### Stated task
Transcribe every line from the top down to the line with "const approvers = ref(['つばめ太郎'])", both ends included, but not the pictures.

### Source material
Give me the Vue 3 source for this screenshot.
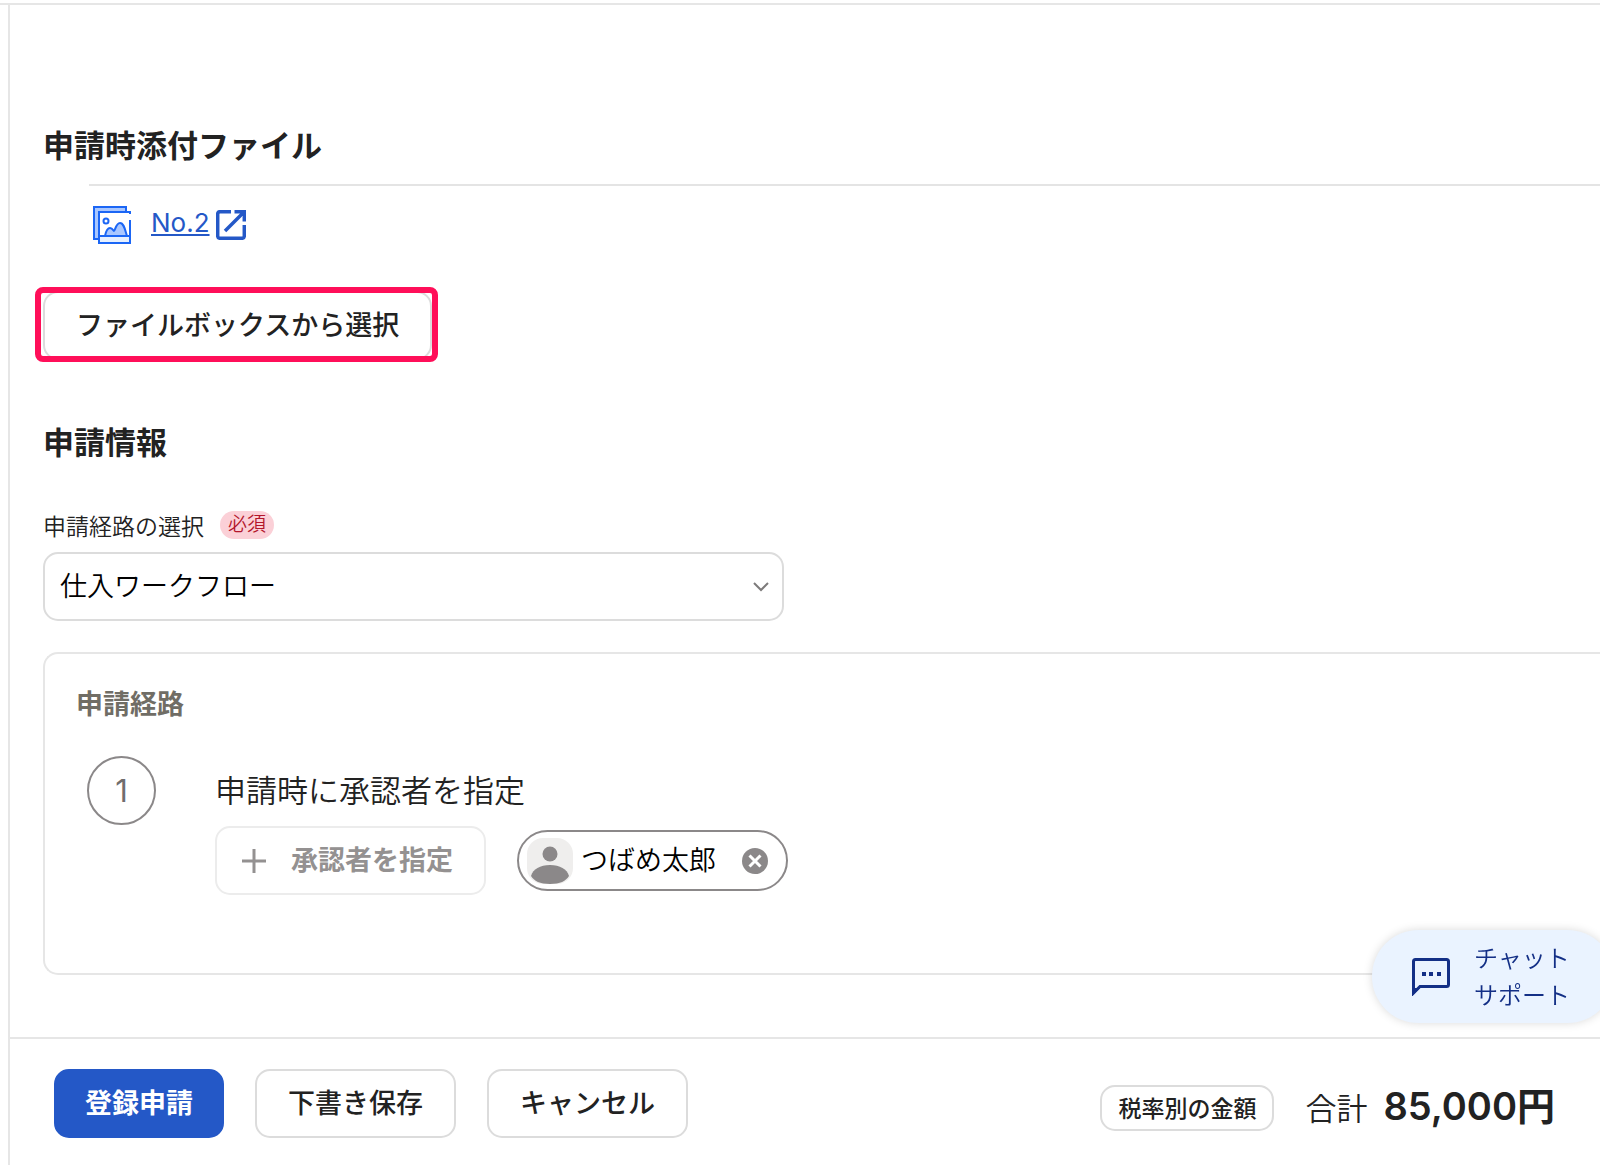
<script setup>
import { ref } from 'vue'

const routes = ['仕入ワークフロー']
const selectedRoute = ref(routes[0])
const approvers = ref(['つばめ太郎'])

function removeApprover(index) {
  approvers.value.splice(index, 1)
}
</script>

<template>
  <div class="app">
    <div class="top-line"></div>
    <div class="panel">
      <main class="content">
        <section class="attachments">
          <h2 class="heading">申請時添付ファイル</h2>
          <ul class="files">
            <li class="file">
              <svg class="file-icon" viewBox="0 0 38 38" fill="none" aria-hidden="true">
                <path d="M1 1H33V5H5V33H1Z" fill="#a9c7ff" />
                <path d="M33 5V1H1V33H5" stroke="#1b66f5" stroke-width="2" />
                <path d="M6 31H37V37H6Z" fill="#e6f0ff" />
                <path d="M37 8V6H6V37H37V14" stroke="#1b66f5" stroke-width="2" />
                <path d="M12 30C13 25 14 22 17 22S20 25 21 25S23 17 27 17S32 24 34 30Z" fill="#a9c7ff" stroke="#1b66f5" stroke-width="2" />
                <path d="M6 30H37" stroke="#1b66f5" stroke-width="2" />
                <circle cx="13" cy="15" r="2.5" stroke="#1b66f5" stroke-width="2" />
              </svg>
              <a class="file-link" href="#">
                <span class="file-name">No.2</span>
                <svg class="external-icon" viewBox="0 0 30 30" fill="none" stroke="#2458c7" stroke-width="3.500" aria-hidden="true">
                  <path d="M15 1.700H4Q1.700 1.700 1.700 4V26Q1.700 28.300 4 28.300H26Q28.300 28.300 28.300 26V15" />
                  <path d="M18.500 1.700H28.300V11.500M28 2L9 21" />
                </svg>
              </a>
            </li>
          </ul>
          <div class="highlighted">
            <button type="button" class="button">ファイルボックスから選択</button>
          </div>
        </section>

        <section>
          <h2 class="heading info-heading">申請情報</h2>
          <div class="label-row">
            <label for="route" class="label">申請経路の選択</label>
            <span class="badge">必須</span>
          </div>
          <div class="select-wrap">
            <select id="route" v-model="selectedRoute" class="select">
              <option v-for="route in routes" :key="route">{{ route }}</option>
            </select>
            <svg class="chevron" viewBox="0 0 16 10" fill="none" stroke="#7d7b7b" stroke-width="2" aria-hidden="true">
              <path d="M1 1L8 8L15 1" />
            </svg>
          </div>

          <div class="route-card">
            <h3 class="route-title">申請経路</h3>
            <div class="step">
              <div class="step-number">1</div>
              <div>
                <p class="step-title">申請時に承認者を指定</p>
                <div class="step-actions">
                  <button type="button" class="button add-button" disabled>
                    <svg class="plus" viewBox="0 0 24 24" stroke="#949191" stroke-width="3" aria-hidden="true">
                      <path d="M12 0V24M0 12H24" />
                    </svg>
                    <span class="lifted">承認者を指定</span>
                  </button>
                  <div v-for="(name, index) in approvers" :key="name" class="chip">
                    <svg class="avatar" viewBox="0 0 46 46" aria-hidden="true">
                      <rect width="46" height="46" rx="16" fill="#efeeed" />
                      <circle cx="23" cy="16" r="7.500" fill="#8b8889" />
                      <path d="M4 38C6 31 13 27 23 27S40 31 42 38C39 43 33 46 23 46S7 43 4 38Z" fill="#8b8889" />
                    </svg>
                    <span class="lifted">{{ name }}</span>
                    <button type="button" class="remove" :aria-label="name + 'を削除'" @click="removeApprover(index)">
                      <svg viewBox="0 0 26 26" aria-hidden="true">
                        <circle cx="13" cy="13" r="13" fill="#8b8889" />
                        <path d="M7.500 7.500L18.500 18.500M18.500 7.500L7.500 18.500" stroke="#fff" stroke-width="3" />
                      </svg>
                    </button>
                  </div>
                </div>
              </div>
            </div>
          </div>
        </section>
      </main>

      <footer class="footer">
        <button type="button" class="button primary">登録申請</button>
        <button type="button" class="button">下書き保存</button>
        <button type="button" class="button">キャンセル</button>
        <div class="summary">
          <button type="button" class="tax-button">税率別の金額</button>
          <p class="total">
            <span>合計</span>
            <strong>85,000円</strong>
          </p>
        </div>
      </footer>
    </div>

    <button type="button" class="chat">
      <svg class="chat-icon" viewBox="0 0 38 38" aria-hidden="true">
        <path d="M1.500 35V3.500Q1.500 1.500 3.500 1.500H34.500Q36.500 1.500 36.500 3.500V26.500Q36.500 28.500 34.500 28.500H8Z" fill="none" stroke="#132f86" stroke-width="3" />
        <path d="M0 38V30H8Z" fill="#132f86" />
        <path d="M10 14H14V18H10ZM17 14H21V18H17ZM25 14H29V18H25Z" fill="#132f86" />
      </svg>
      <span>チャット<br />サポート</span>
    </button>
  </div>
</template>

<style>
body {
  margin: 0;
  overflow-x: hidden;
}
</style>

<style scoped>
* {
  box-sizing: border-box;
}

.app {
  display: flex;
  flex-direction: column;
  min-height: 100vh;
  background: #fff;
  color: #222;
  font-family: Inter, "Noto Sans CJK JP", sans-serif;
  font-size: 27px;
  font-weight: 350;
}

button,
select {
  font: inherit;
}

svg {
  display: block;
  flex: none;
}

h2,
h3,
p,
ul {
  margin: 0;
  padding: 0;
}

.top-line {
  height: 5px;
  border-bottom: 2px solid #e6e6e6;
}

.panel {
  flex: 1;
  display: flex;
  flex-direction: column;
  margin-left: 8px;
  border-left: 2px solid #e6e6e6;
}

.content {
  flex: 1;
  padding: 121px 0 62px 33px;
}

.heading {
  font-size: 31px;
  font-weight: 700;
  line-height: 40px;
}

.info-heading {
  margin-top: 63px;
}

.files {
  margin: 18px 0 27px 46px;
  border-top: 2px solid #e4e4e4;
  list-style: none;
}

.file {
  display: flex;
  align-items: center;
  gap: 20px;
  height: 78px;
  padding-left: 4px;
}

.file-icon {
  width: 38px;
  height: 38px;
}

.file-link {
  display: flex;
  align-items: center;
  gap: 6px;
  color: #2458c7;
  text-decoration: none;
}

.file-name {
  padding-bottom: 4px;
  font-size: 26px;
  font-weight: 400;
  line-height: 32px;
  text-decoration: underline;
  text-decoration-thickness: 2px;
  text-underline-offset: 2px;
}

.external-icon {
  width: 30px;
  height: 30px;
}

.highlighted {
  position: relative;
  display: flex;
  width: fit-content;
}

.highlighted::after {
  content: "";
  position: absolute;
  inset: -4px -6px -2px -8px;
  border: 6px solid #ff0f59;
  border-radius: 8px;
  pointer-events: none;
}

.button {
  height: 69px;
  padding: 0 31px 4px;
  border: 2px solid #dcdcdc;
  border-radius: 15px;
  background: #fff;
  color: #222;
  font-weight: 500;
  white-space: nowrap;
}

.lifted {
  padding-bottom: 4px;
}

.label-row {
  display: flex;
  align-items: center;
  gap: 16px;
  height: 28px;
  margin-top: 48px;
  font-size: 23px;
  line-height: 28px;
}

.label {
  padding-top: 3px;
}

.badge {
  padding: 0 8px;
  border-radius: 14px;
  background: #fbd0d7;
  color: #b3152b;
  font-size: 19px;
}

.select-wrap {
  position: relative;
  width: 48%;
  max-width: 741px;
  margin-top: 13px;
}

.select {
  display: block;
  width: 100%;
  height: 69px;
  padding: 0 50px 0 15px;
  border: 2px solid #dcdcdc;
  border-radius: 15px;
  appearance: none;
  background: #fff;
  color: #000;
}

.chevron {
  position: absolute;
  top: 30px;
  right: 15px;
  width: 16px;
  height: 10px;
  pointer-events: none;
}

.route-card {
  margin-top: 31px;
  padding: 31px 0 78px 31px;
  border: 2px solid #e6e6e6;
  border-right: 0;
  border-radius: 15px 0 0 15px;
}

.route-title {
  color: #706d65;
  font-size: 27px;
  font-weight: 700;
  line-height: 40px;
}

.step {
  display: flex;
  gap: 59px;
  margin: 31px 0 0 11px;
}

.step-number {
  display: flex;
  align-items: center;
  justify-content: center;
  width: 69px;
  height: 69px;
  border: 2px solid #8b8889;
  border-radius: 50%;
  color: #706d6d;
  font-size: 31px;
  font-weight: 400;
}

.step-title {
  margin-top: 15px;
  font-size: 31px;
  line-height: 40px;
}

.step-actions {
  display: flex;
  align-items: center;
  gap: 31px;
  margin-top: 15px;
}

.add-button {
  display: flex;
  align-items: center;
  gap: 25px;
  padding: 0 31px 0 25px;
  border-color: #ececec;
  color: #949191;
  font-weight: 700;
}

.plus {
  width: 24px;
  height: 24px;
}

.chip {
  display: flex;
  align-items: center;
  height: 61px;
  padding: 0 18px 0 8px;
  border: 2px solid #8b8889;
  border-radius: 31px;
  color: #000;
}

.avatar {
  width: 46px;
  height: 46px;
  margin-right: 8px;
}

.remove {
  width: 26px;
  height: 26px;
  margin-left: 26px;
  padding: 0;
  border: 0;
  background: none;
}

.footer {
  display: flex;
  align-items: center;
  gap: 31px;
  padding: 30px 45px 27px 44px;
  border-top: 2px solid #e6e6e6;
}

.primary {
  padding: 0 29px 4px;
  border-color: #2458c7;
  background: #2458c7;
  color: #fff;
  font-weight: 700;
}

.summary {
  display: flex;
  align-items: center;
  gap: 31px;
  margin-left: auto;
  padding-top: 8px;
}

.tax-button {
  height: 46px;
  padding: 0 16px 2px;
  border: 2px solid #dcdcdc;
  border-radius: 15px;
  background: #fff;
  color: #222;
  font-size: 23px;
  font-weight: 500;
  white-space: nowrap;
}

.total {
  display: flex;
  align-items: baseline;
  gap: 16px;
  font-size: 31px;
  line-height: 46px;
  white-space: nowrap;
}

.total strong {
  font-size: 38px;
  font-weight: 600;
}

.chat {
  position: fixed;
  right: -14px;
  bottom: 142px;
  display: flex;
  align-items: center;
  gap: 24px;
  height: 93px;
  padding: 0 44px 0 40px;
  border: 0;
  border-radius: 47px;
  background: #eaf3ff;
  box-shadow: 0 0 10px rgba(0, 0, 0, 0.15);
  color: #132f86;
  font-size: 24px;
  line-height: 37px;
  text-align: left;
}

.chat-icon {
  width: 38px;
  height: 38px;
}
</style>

### Answer below
Give me the Vue 3 source for this screenshot.
<script setup>
import { ref } from 'vue'

const routes = ['仕入ワークフロー']
const selectedRoute = ref(routes[0])
const approvers = ref(['つばめ太郎'])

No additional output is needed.